## Instructions to follow
Would you extract the whole listing below and retype it exactly?

## Source data
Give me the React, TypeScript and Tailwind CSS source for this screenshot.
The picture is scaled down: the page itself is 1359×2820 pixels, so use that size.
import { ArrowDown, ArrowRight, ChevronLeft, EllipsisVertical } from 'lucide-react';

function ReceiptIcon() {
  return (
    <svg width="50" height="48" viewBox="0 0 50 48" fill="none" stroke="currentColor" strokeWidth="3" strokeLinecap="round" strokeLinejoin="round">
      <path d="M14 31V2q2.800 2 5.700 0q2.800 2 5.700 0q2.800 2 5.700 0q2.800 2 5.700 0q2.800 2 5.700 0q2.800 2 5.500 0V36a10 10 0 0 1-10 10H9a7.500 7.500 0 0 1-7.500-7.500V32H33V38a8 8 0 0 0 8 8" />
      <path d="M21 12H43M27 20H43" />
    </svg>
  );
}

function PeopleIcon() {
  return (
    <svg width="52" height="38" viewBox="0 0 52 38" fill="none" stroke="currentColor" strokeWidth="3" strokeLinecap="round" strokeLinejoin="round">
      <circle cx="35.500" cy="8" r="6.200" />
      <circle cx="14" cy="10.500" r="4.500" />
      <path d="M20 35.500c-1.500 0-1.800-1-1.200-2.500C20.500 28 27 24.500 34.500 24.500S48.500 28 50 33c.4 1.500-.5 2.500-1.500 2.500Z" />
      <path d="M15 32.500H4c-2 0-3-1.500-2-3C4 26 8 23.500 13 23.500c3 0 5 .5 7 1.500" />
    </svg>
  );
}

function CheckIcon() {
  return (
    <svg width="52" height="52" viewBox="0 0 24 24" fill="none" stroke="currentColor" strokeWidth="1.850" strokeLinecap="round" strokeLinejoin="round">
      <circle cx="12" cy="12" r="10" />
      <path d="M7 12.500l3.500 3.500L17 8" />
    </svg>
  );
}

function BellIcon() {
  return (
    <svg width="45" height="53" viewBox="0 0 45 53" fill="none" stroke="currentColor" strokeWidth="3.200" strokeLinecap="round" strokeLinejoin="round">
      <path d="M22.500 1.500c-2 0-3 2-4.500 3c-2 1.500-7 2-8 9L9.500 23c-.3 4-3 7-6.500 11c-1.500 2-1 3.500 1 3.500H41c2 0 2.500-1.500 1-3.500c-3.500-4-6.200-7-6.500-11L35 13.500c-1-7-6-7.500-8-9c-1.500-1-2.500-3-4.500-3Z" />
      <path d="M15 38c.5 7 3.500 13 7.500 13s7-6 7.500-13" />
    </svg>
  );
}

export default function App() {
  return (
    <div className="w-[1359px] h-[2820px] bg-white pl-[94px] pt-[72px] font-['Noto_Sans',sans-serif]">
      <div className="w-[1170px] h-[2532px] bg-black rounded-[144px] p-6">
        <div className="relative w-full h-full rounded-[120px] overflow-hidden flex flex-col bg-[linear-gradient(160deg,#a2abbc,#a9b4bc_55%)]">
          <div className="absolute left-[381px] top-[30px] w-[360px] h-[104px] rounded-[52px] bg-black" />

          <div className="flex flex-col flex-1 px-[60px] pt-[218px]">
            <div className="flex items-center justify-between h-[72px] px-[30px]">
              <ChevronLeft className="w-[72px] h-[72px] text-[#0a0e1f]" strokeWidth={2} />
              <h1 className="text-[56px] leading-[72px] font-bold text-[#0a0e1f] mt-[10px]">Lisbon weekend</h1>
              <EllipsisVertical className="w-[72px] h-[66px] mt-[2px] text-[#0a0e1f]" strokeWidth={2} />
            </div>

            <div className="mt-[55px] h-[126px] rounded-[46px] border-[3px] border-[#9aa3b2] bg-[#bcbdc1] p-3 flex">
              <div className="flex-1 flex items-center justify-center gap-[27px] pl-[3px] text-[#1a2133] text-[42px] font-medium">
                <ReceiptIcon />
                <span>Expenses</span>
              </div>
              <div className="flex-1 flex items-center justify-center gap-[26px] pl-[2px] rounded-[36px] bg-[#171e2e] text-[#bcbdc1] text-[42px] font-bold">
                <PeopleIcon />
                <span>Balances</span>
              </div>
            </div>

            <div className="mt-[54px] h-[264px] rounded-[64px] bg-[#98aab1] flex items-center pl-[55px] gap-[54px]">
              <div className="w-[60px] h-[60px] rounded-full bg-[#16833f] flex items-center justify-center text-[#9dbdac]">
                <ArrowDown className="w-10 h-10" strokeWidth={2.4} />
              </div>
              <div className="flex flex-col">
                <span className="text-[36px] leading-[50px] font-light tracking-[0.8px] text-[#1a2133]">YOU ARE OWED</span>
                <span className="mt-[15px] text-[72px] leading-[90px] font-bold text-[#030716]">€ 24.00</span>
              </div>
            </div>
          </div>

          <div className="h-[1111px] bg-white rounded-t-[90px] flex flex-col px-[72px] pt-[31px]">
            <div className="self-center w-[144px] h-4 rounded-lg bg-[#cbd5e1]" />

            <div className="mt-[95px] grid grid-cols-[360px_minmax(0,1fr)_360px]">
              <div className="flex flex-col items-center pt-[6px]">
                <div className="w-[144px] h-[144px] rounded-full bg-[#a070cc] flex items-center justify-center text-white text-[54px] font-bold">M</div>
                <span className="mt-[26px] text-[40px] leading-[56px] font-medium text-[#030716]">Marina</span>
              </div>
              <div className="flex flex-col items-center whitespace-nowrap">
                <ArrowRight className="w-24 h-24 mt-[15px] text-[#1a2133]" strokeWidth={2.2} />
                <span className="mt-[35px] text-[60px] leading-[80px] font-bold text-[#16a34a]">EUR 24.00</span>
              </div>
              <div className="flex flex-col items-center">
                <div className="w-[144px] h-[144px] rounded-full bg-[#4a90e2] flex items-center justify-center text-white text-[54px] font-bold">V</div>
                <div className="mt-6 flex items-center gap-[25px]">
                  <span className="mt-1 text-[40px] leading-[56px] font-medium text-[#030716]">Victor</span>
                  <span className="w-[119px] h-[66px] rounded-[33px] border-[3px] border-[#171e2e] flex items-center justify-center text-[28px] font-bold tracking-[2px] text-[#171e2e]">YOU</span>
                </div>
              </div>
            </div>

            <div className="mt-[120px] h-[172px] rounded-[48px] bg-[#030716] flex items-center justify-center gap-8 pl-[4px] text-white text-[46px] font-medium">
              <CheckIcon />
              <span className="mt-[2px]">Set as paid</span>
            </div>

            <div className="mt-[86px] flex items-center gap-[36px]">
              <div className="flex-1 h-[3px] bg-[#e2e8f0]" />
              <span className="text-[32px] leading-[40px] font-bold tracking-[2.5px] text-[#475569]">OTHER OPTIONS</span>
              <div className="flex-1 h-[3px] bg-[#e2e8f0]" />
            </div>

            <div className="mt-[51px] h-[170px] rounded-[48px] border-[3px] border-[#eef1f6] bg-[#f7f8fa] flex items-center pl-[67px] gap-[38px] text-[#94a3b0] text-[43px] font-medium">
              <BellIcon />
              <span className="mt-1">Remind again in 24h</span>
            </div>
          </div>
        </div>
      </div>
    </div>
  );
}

## Exercise result
Give me the React, TypeScript and Tailwind CSS source for this screenshot.
The picture is scaled down: the page itself is 1359×2820 pixels, so use that size.
import { ArrowDown, ArrowRight, ChevronLeft, EllipsisVertical } from 'lucide-react';

function ReceiptIcon() {
  return (
    <svg width="50" height="48" viewBox="0 0 50 48" fill="none" stroke="currentColor" strokeWidth="3" strokeLinecap="round" strokeLinejoin="round">
      <path d="M14 31V2q2.800 2 5.700 0q2.800 2 5.700 0q2.800 2 5.700 0q2.800 2 5.700 0q2.800 2 5.700 0q2.800 2 5.500 0V36a10 10 0 0 1-10 10H9a7.500 7.500 0 0 1-7.500-7.500V32H33V38a8 8 0 0 0 8 8" />
      <path d="M21 12H43M27 20H43" />
    </svg>
  );
}

function PeopleIcon() {
  return (
    <svg width="52" height="38" viewBox="0 0 52 38" fill="none" stroke="currentColor" strokeWidth="3" strokeLinecap="round" strokeLinejoin="round">
      <circle cx="35.500" cy="8" r="6.200" />
      <circle cx="14" cy="10.500" r="4.500" />
      <path d="M20 35.500c-1.500 0-1.800-1-1.200-2.500C20.500 28 27 24.500 34.500 24.500S48.500 28 50 33c.4 1.500-.5 2.500-1.500 2.500Z" />
      <path d="M15 32.500H4c-2 0-3-1.500-2-3C4 26 8 23.500 13 23.500c3 0 5 .5 7 1.500" />
    </svg>
  );
}

function CheckIcon() {
  return (
    <svg width="52" height="52" viewBox="0 0 24 24" fill="none" stroke="currentColor" strokeWidth="1.850" strokeLinecap="round" strokeLinejoin="round">
      <circle cx="12" cy="12" r="10" />
      <path d="M7 12.500l3.500 3.500L17 8" />
    </svg>
  );
}

function BellIcon() {
  return (
    <svg width="45" height="53" viewBox="0 0 45 53" fill="none" stroke="currentColor" strokeWidth="3.200" strokeLinecap="round" strokeLinejoin="round">
      <path d="M22.500 1.500c-2 0-3 2-4.500 3c-2 1.500-7 2-8 9L9.500 23c-.3 4-3 7-6.500 11c-1.500 2-1 3.500 1 3.500H41c2 0 2.500-1.500 1-3.500c-3.500-4-6.200-7-6.500-11L35 13.500c-1-7-6-7.500-8-9c-1.500-1-2.500-3-4.500-3Z" />
      <path d="M15 38c.5 7 3.500 13 7.500 13s7-6 7.500-13" />
    </svg>
  );
}

export default function App() {
  return (
    <div className="w-[1359px] h-[2820px] bg-white pl-[94px] pt-[72px] font-['Noto_Sans',sans-serif]">
      <div className="w-[1170px] h-[2532px] bg-black rounded-[144px] p-6">
        <div className="relative w-full h-full rounded-[120px] overflow-hidden flex flex-col bg-[linear-gradient(160deg,#a2abbc,#a9b4bc_55%)]">
          <div className="absolute left-[381px] top-[30px] w-[360px] h-[104px] rounded-[52px] bg-black" />

          <div className="flex flex-col flex-1 px-[60px] pt-[218px]">
            <div className="flex items-center justify-between h-[72px] px-[30px]">
              <ChevronLeft className="w-[72px] h-[72px] text-[#0a0e1f]" strokeWidth={2} />
              <h1 className="text-[56px] leading-[72px] font-bold text-[#0a0e1f] mt-[10px]">Lisbon weekend</h1>
              <EllipsisVertical className="w-[72px] h-[66px] mt-[2px] text-[#0a0e1f]" strokeWidth={2} />
            </div>

            <div className="mt-[55px] h-[126px] rounded-[46px] border-[3px] border-[#9aa3b2] bg-[#bcbdc1] p-3 flex">
              <div className="flex-1 flex items-center justify-center gap-[27px] pl-[3px] text-[#1a2133] text-[42px] font-medium">
                <ReceiptIcon />
                <span>Expenses</span>
              </div>
              <div className="flex-1 flex items-center justify-center gap-[26px] pl-[2px] rounded-[36px] bg-[#171e2e] text-[#bcbdc1] text-[42px] font-bold">
                <PeopleIcon />
                <span>Balances</span>
              </div>
            </div>

            <div className="mt-[54px] h-[264px] rounded-[64px] bg-[#98aab1] flex items-center pl-[55px] gap-[54px]">
              <div className="w-[60px] h-[60px] rounded-full bg-[#16833f] flex items-center justify-center text-[#9dbdac]">
                <ArrowDown className="w-10 h-10" strokeWidth={2.4} />
              </div>
              <div className="flex flex-col">
                <span className="text-[36px] leading-[50px] font-light tracking-[0.8px] text-[#1a2133]">YOU ARE OWED</span>
                <span className="mt-[15px] text-[72px] leading-[90px] font-bold text-[#030716]">€ 24.00</span>
              </div>
            </div>
          </div>

          <div className="h-[1111px] bg-white rounded-t-[90px] flex flex-col px-[72px] pt-[31px]">
            <div className="self-center w-[144px] h-4 rounded-lg bg-[#cbd5e1]" />

            <div className="mt-[95px] grid grid-cols-[360px_minmax(0,1fr)_360px]">
              <div className="flex flex-col items-center pt-[6px]">
                <div className="w-[144px] h-[144px] rounded-full bg-[#a070cc] flex items-center justify-center text-white text-[54px] font-bold">M</div>
                <span className="mt-[26px] text-[40px] leading-[56px] font-medium text-[#030716]">Marina</span>
              </div>
              <div className="flex flex-col items-center whitespace-nowrap">
                <ArrowRight className="w-24 h-24 mt-[15px] text-[#1a2133]" strokeWidth={2.2} />
                <span className="mt-[35px] text-[60px] leading-[80px] font-bold text-[#16a34a]">EUR 24.00</span>
              </div>
              <div className="flex flex-col items-center">
                <div className="w-[144px] h-[144px] rounded-full bg-[#4a90e2] flex items-center justify-center text-white text-[54px] font-bold">V</div>
                <div className="mt-6 flex items-center gap-[25px]">
                  <span className="mt-1 text-[40px] leading-[56px] font-medium text-[#030716]">Victor</span>
                  <span className="w-[119px] h-[66px] rounded-[33px] border-[3px] border-[#171e2e] flex items-center justify-center text-[28px] font-bold tracking-[2px] text-[#171e2e]">YOU</span>
                </div>
              </div>
            </div>

            <div className="mt-[120px] h-[172px] rounded-[48px] bg-[#030716] flex items-center justify-center gap-8 pl-[4px] text-white text-[46px] font-medium">
              <CheckIcon />
              <span className="mt-[2px]">Set as paid</span>
            </div>

            <div className="mt-[86px] flex items-center gap-[36px]">
              <div className="flex-1 h-[3px] bg-[#e2e8f0]" />
              <span className="text-[32px] leading-[40px] font-bold tracking-[2.5px] text-[#475569]">OTHER OPTIONS</span>
              <div className="flex-1 h-[3px] bg-[#e2e8f0]" />
            </div>

            <div className="mt-[51px] h-[170px] rounded-[48px] border-[3px] border-[#eef1f6] bg-[#f7f8fa] flex items-center pl-[67px] gap-[38px] text-[#94a3b0] text-[43px] font-medium">
              <BellIcon />
              <span className="mt-1">Remind again in 24h</span>
            </div>
          </div>
        </div>
      </div>
    </div>
  );
}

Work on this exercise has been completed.